It Isn’t Permanent


PHOTOGRAPHY: Cassandra Storm

Corinne Sharnetzka never imagined that a casual conversation that she had with her mother would lead to the creation of a short film. “I never thought I would inspire a film and I definitely never thought I would act in one. I am a terrible actor.” Corinne laughs. It’s Not Permanent is a dramatic short film about one teen’s positive approach to living with Type 1 diabetes (T1D). The short film was written and directed by Rick Hansberry and produced by Be A Giver, a Pennsylvania nonprofit corporation, to share Corinne’s vision of hope to those living with T1D.

The inspiration for the film came from a story that Corinne’s mother, Rachel Sharnetzka told at a fundraising event describing a conversation with her daughter about replacing her daughter’s medical alert bracelet with a tattoo. “Corinne has always had a fascination with tattoos but has never been a big fan of wearing her medical alert bracelet.” Her mother suggested that one day Corinne may want to consider getting a tattoo in lieu of wearing a medical alert bracelet. Corinne responded that she was afraid it would hurt and before her mother could reassure her that the pain would be temporary Corinne said, “Won’t it hurt to have the tattoo removed, when there is a cure?”

Corinne’s confidence that her Type 1 diabetes would be cured inspired her mother to share the story at a fundraising event for Be A Giver. Corinne’s mother said, “If Corinne believes so strongly that one day a cure will be available, we have to do everything possible to raise money and awareness until that day comes.” Rick Hansberry was at that fundraising event and heard her story and it struck a chord with him.

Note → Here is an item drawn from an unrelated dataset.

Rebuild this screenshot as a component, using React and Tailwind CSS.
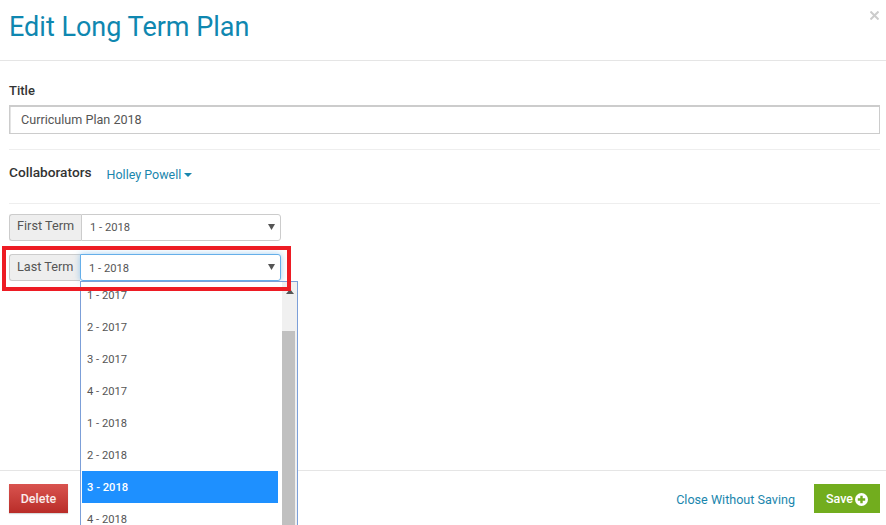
const options = ["1 - 2017", "2 - 2017", "3 - 2017", "4 - 2017", "1 - 2018", "2 - 2018", "3 - 2018", "4 - 2018"];

const Caret = () => (
  <svg width="7" height="6" viewBox="0 0 7 6" className="absolute right-[5px] top-[9px]">
    <path d="M0 0H7L3.5 6Z" fill="#555" />
  </svg>
);

const TermRow = ({ label, value, focused, className }) => (
  <div className={`flex w-[272px] h-[27px] ${className}`}>
    <div className={`h-full border border-[#ccc] border-r-0 rounded-l-[3px] bg-[#eee] text-[#555] text-[12.7px] pl-[7px] ${focused ? "w-[71px] leading-[23px]" : "w-[72px] leading-[21px]"}`}>
      {label}
    </div>
    <div className={`relative flex-1 h-full rounded-r-[3px] border bg-white text-[#555] text-[11.2px] pl-[8px] ${focused ? "leading-[28px] border-[#66afe9] shadow-[0_0_6px_rgba(102,175,233,0.6)] rounded-bl-[3px]" : "leading-[26px] border-[#ccc]"}`}>
      {value}
      <Caret />
    </div>
  </div>
);

export default function App() {
  return (
    <div className="relative w-[886px] h-[525px] overflow-hidden bg-white font-['Roboto',sans-serif] flex flex-col">
      <header className="h-[61px] shrink-0 border-b border-[#e5e5e5] pl-[9px] pt-[10px] relative">
        <h1 className="text-[27px] leading-[34px] text-[#0f87b0]">Edit Long Term Plan</h1>
        <svg width="9" height="9" viewBox="0 0 9 9" className="absolute right-[7px] top-[11px]">
          <path d="M0.5 0.5L8.5 8.5M8.5 0.5L0.5 8.5" stroke="#ccc" strokeWidth="2" />
        </svg>
      </header>

      <main className="flex-1 px-[9px] pr-[6px]">
        <label className="block mt-[22px] text-[13px] leading-[16px] font-medium text-[#333]">Title</label>
        <div className="mt-[6px] h-[29px] border border-[#ccc] border-t-2 shadow-[inset_1px_0_0_#e4e4e4] pl-[11px] text-[12.6px] leading-[25px] text-[#555]">
          Curriculum Plan 2018
        </div>
        <div className="mt-[15px] h-px bg-[#eee]" />
        <div className="h-[53px] flex items-start pt-[14px]">
          <span className="text-[13.7px] leading-[17px] font-medium text-[#333]">Collaborators</span>
          <span className="ml-[15px] mt-[2px] text-[12.5px] leading-[17px] text-[#1a86ad] flex items-center">
            Holley Powell
            <span className="ml-[3px] mt-[1px] border-x-[4px] border-x-transparent border-t-[4px] border-t-[#1a86ad]" />
          </span>
        </div>
        <div className="h-px bg-[#eee]" />
        <TermRow label="First Term" value="1 - 2018" className="mt-[10px]" />
        <TermRow label="Last Term" value="1 - 2018" focused className="mt-[13px]" />
      </main>

      <footer className="h-[55px] shrink-0 border-t border-[#e5e5e5] flex items-center justify-between pl-[9px] pr-[6px]">
        <button className="w-[59px] h-[29px] pt-[3px] bg-gradient-to-b from-[#d9534f] to-[#b92c28] text-white/90 text-[12.5px] font-medium shadow-[0_1px_1px_rgba(0,0,0,0.15)]">
          Delete
        </button>
        <div className="flex items-center gap-[19px]">
          <a className="pt-[4px] text-[12.6px] text-[#1a86ad]">Close Without Saving</a>
          <button className="w-[66px] h-[29px] pt-[3px] bg-[#72ad1e] text-white text-[12.5px] font-medium flex items-center justify-center gap-[2px]">
            Save
            <svg width="13" height="13" viewBox="0 0 13 13">
              <circle cx="6.5" cy="6.5" r="6.5" fill="#fff" />
              <path d="M5.3 2.8H7.7V5.3H10.2V7.7H7.7V10.2H5.3V7.7H2.8V5.3H5.3Z" fill="#72ad1e" />
            </svg>
          </button>
        </div>
      </footer>

      {/* open select list, sits over the footer */}
      <div className="absolute left-[80px] top-[281px] w-[218px] h-[250px] border border-[#7c9fd8] bg-white flex">
        <ul className="w-[201px] pl-px pr-[4px] -mt-[3px] text-[11.2px] text-[#555]">
          {options.map((o) => (
            <li key={o} className={`h-[32px] leading-[34px] pl-[5px] ${o === "3 - 2018" ? "bg-[#1e90ff] text-white font-medium" : ""}`}>
              {o}
            </li>
          ))}
        </ul>
        <div className="w-[15px] bg-[#f0f0f0] flex flex-col items-center">
          <svg width="8" height="5" viewBox="0 0 8 5" className="mt-[7px]"><path d="M0 5L4 0L8 5Z" fill="#555" /></svg>
          <div className="mt-[37px] flex-1 w-[13px] mr-[2px] bg-[#c0c0c0]" />
        </div>
      </div>

      {/* red annotation box */}
      <div className="absolute left-[2px] top-[246px] w-[289px] h-[45px] border-[4px] border-[#ed1c24]" />
    </div>
  );
}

As an award-winning filmmaker with two produced feature films and eight short films to his credit, Rick Hansberry knew there was a movie that could be built around that story. “My films usually center on an underdog and end with an inspiring message.”

“Short films, if done well, play out like a good joke. Establish the set up and deliver a powerful punchline” Rick Hansberry explained. “When I heard Corinne’s story, her question about the tattoo gave me that visual metaphor that an audience could relate to.” Rick now had the foundation for the film — an idea for the script but he then needed to turn that script into a movie. He secured a filming crew from York College of Pennsylvania by simply sharing Corinne’s story with Bob Mott, the Director of their Media Arts program. Deciding to shoot the film locally, with no budget, Rick’s first choice to play the lead was Rory Noble, a model, singer and actress and the daughter of one of Rick’s co-workers, Meg Noble. “She just had the right look I envisioned for the character. Now, months after we’ve wrapped production, Rory’s performance has been praised by audiences and industry professionals alike. I’m still so proud and impressed with her performance. She was a joy to direct.”

Rick decided to cast Corinne as the popular character, ‘Brittany’ because he felt it offered her the chance to step outside of herself and “be the person who asks all of the typical questions” teens may be asked about the disease. “Corinne was fantastic. Having Rachel as an extra, as well as her father, Craig Sharnetzka on set every day, we had continuous insights as to how kids and parents deal with Type 1 issues throughout the shoot. When I first heard Corinne’s story, I looked for other narrative films with a character with Type 1 and found nothing. There were lots of documentaries and informational films but there wasn’t a character that a young audience could identify with and I wanted to create that for teens and parents,” Rick Hansberry explained. “I’m hopeful that Corinne’s positive attitude can inspire others and hopefully create awareness about Type 1 for parents that encounter a sleepover situation like the one in the film.”

Corinne, now 14, was 8 years old when she was diagnosed with Type 1 diabetes. Six years after her diagnosis, Corinne is a busy teen playing field hockey, basketball and lacrosse. She indicates that the hardest part of living with Type 1 is the constant balancing act: “It is hard to get good grades and play sports all while managing your blood sugar.”

“Corinne works hard to do it all,” says her mother, “and she amazes us every day with her ability to cope with the physical and emotional highs and lows of living life with diabetes.” Corinne hopes that the film brings awareness to others about what it is like to live with a chronic medical condition. She says she enjoyed playing a small role in the film and is excited that others may be inspired by her hope for a cure.

Asked today if she is still considering getting a tattoo that could serve as a medical alert, Corinne says, “Absolutely!” After consideration though, she adds that she has decided that she would never get the tattoo removed even if a cure is found because T1D has become a part of her. She thinks she might just add to her tattoo “Retired.”